How can we distance ourselves in order to regain our emotional balance? Maybe you have to skip a family event, birthday party, sporting event, kids’ activities or work event so you don’t risk SNAPPING! After 3 times of people asking, “Hey you’re not yourself. What’s wrong?”, we may be inclined to yell back in response. Stuffing our feelings for too long will inevitably cause an explosion. Exploding on the wrong person can be damaging to our jobs and reputation. And as I mentioned above, explosions aren’t always angry. Tearful outbursts can actually scare people around us and will come at unexpected times. We don’t want to hurt someone’s feelings because we don’t know how to inventory our emotions.

Tip: Take an emotional inventory and be honest about how much longer you can “fake it.” It may be time for a self-imposed time out. Don’t push yourself to act on a normal schedule when your emotions need a chance to rest.

You Can’t Fake Your Passions

If you’re starting a new job, business project or activity for your family, there’s a time limit on how long you can fake passion. When I started blogging I had to find my niche and area of expertise. It wasn’t hard to discover that self-care & helping others is my passion since it’s my full-time career.

Faking your passions “until you make it” can only work on short-term projects. I’m not normally a baker but I could handle baking a cake for a family member or colleague because I see it more as a challenge rather than being “fake.” Now, I wouldn’t sign up to be the resident baker at my office because I wouldn’t put my heart into it. Personally, I don’t have THAT type of creativity. Since I’m a blogger, I would be more aligned with a company newsletter.

Plus, faking a passion for too long is a sign that you’re not assertive with yourself. Why are you unable to speak up and remove yourself from this job or task? Being honest with yourself or others about your limitations is a foundation for healthy communication. Don’t say yes if your heart says MMM MAYBE and allow yourself space to accept opportunities with a HELL YES!

Tip: Identify what you’re good at. THOSE are the passion projects you should sign up for. You wouldn’t have to fake anything and it would be a welcomed challenge.
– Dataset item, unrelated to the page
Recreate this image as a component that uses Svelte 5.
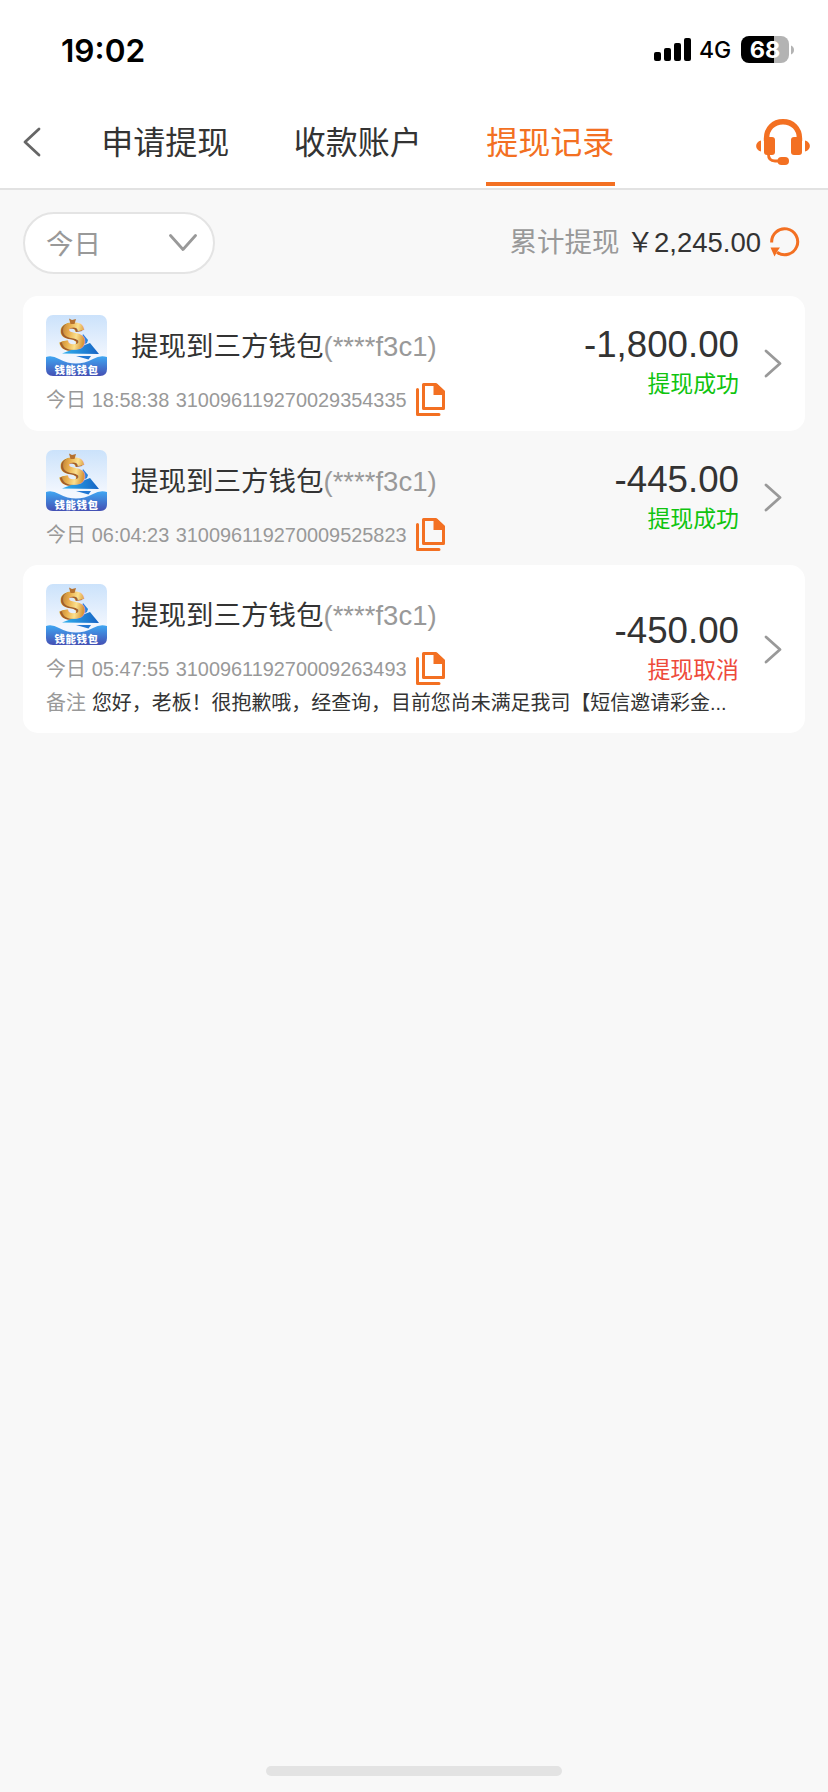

Remember! Challenges are good and shouldn’t be filled with resentment. Click To Tweet

Resentment = faking happiness.

Some people may argue and say “faking it until you make it” helps motivate them to workout. This is great! If you need a motivating mantra (i.e. No pain, no gain) to keep you on track with fitness goals, PLEASE USE WHAT WORKS FOR YOU. But if you’re faking that you love the treadmill, see how you feel on a stair climber or cycling class. I don’t mind working out but the treadmill bores me to tears. I prefer Zumba, weights, running outdoors and hot yoga. Life is really too short to be half assing something that’s supposed to be beneficial for you!

In short, “faking it” may work for a short term project or activity but our lives are too busy to be resentful all the time. This is why boundary setting is key. If you don’t want to act fake around certain people, then bounce! Seriously, protect your energy and your precious schedule for taking care OF YOU!!

Recommended read: What Are Boundaries?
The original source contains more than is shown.